The bullet list above is a guide to the things I’ve done and continue to do to maintain and grow this blog in terms of content and readership.

Reciprocation:  read other blogs, make comments, become known to the people who write things that interest you, who have similar views, who are potential readers for your blog.  At the same time, their readers will start seeing your name in the comments and some will click the link and check out your blog.

Inspiration:  see what other people are thinking and writing about, learn about organizations and events you were unaware of, get the lay of the land with respect to the politics and established movers and shakers in the topic area of your blog.  You’ll probably find ideas for your blog, topics to research and write about, organizations to become involved in.  If you present interesting, well thought out and well written opinions, you’ll get a loyal group of readers who want to know your opinions.  You might also get some interesting conversations going on in the comments and you may also find people who don’t agree with you and want to get loud and obnoxious in your comments.  That’s all part of the blogosphere.

Collaboration:  think of projects you can work on with other bloggers.  Maybe you and some others can write around a theme on a regular basis (HNT and Microfantasy Monday are examples of that).  You can also interview other bloggers or even regular readers and post the results, or aggregate responses to periodic questions on your blog (as G does with Butch 360).  These are ways to increase your mind-share in the blogosphere and increase the number of cross links from other blogs.  And it’s pretty cool to collaborate with others, you might find new best friends, business partners or lovers that way.

Perspiration: you can be a casual blogger, and you can have a measure of success without slaving away at it.  But it does depend on your definition of success.  If you want a regular, active readership and you want to develop reciprocation between your blog and other bloggers, you’re going to need to work at it.  Depending on your subject matter, you may be researching topics, reading other people’s blogs, writing your posts and doing administrative work several hours a week, maybe a few hours a day.  Maintain your blog, clear out comment spam, upgrade your theme and plug-ins, change things up once in a while, update your ad images, update your banner.

Dedication:  Stick with it.  Take time off when you need to, vacations are good for inspiration and for restocking our energy.  Sometimes life happens and the blog has to be a lesser priority, it happens to everyone.  But don’t neglect your baby for too long.  The blog reading public wants content and if you don’t give them something often enough, they’ll go searching for new sources.  Luckily, because so many people use aggregation services of various kinds, when you do post, it should get some notice.  If you’re having trouble generating energy and inspiration, do some blog surfing, or go back into your own blog archives.  You may find a comment or a question, or maybe even one of your own posts, that inspires a response or an update of some kind.

I think I’ll add another word to that list:  Celebration.  Give yourself credit for making it to your one year anniversary, and any other special milestones you come across.  Have some fun, create a contest of some kind, invite your readers to participate.

Other stuff:  Get a twitter account and use it, let people know when you’ve posted a new entry.  Tweet about posts you see on other people’s blogs that you enjoyed or that got you thinking. (falls into collaboration).  If someone else’s work inspires you to write on  your blog, make sure to link back to them.

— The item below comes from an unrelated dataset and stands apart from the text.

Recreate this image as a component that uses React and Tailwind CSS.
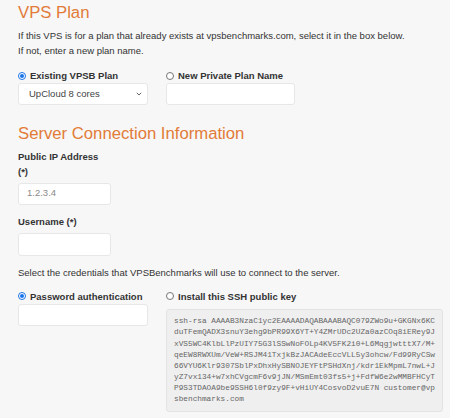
import React from "react";

// Small custom radio, drawn to match the browser's native look
const Radio = ({ checked }) =>
  checked ? (
    <span className="flex h-[8px] w-[8px] shrink-0 items-center justify-center rounded-full border border-[#1b74e8] bg-white">
      <span className="h-[4px] w-[4px] rounded-full bg-[#1b74e8]"></span>
    </span>
  ) : (
    <span className="h-[8px] w-[8px] shrink-0 rounded-full border border-[#767676] bg-white"></span>
  );

const RadioLabel = ({ checked, children }) => (
  <div className="flex h-[15px] items-center gap-[4px] text-[9.5px] font-bold leading-[15px] text-[#333]">
    <Radio checked={checked} />
    <span>{children}</span>
  </div>
);

const Field = ({ className = "", children }) => (
  <div
    className={`rounded-[3px] border border-[#e7e7e7] bg-white text-[9.5px] ${className}`}
  >
    {children}
  </div>
);

const SSH_KEY =
  "ssh-rsa AAAAB3NzaC1yc2EAAAADAQABAAABAQC079ZWo9u+GKGNx6KCduTFemQADX3snuY3ehg9bPR99X6YT+Y4ZMrUDc2UZa0azCOq8iERey9JxVS5WC4KlbLlPzUIY75G3lSSwNoFOLp4KV5FK2i0+L6MqgjwtttX7/M+qeEW8RWXUm/VeW+RSJM41TxjkBzJACAdeEccVLL5y3ohcw/Fd99RyCSw66VYU6Klr9307SblPxDhxHySBNOJEYFtPSHdXnj/kdr1EkMpmL7nwL+JyZ7vx134+w7xhCVgcmF6v9jJN/MSmEmt03fs5+j+FdfW6e2wMMBFHCyTP9S3TDAOA9be9SSH6l0f9zy9F+vHiUY4CosvoD2vuE7N customer@vpsbenchmarks.com";

export default function App() {
  return (
    <div className="min-h-screen bg-[#f7f7f7] pl-[18px] pr-[7px] font-['Liberation_Sans',Arial,sans-serif] text-[#333]">
      {/* VPS Plan */}
      <h2 className="pt-[3px] text-[16.7px] leading-[20px] font-normal text-[#e27b38]">
        VPS Plan
      </h2>
      <p className="mt-[5px] text-[9.5px] leading-[15px] text-[#333]">
        If this VPS is for a plan that already exists at vpsbenchmarks.com, select it in the box below.
        <br />
        If not, enter a new plan name.
      </p>

      <div className="mt-[10px] flex gap-[18px]">
        <div className="w-[130px]">
          <RadioLabel checked>Existing VPSB Plan</RadioLabel>
          <Field className="flex h-[22px] items-center justify-between pl-[10px] pr-[5px] text-[#444]">
            <span>UpCloud 8 cores</span>
            <svg width="6" height="4" viewBox="0 0 6 4" className="text-[#555]">
              <path d="M0.8 0.8 L3 3 L5.2 0.8" fill="none" stroke="currentColor" strokeWidth="0.9" />
            </svg>
          </Field>
        </div>
        <div className="w-[129px]">
          <RadioLabel>New Private Plan Name</RadioLabel>
          <Field className="h-[22px]" />
        </div>
      </div>

      {/* Server Connection Information */}
      <h2 className="mt-[18.5px] text-[16.7px] leading-[20px] font-normal text-[#e27b38]">
        Server Connection Information
      </h2>

      <div className="mt-[5px] w-[92px] text-[9.5px] font-bold leading-[15px]">
        Public IP Address (*)
      </div>
      <Field className="mt-[4px] flex h-[22px] w-[93px] items-center pl-[8px] text-[#8a8a8a]">
        1.2.3.4
      </Field>

      <div className="mt-[9.6px] text-[9.5px] font-bold leading-[15px]">Username (*)</div>
      <Field className="mt-[4.4px] h-[22.5px] w-[93px]" />

      <p className="mt-[9px] text-[9.5px] leading-[15px]">
        Select the credentials that VPSBenchmarks will use to connect to the server.
      </p>

      <div className="mt-[9px] flex gap-[18px]">
        <div className="w-[130px] shrink-0">
          <RadioLabel checked>Password authentication</RadioLabel>
          <Field className="h-[22.5px]" />
        </div>
        <div className="flex-1">
          <RadioLabel>Install this SSH public key</RadioLabel>
          <div className="mt-[5.4px] rounded-[3px] border border-[#e3e3e3] bg-[#efefef] pl-[7px] pr-[3px] pt-[6px] pb-[6px] font-['Liberation_Mono','Courier_New',monospace] text-[7.77px] leading-[11.1px] text-[#666] whitespace-pre-wrap break-all">
            {SSH_KEY}
          </div>
        </div>
      </div>
    </div>
  );
}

That gives them credit and might send new readers their way.  Get business cards with your blogname, tagline, some contact information on them.  Hand them out when you are at events, have them handy when you go out.  For the price of shipping, you can have a great memory enhancer for those deep alcohol fueled bar conversations.

On your blog and in life, be real, unless your goal is to create a character, an artificial persona, you’ll be more successful by being honest, being yourself, being authentic.  That’s not to say you have to share everything that happens, or everything that goes through your mind, but when you do, make sure you can stand by it, keep it real.  And know that if you reveal something hard, something difficult and personal and tender, you’ll most likely get more responses than you will to posts that are filled with sunshine and happiness and rainbows.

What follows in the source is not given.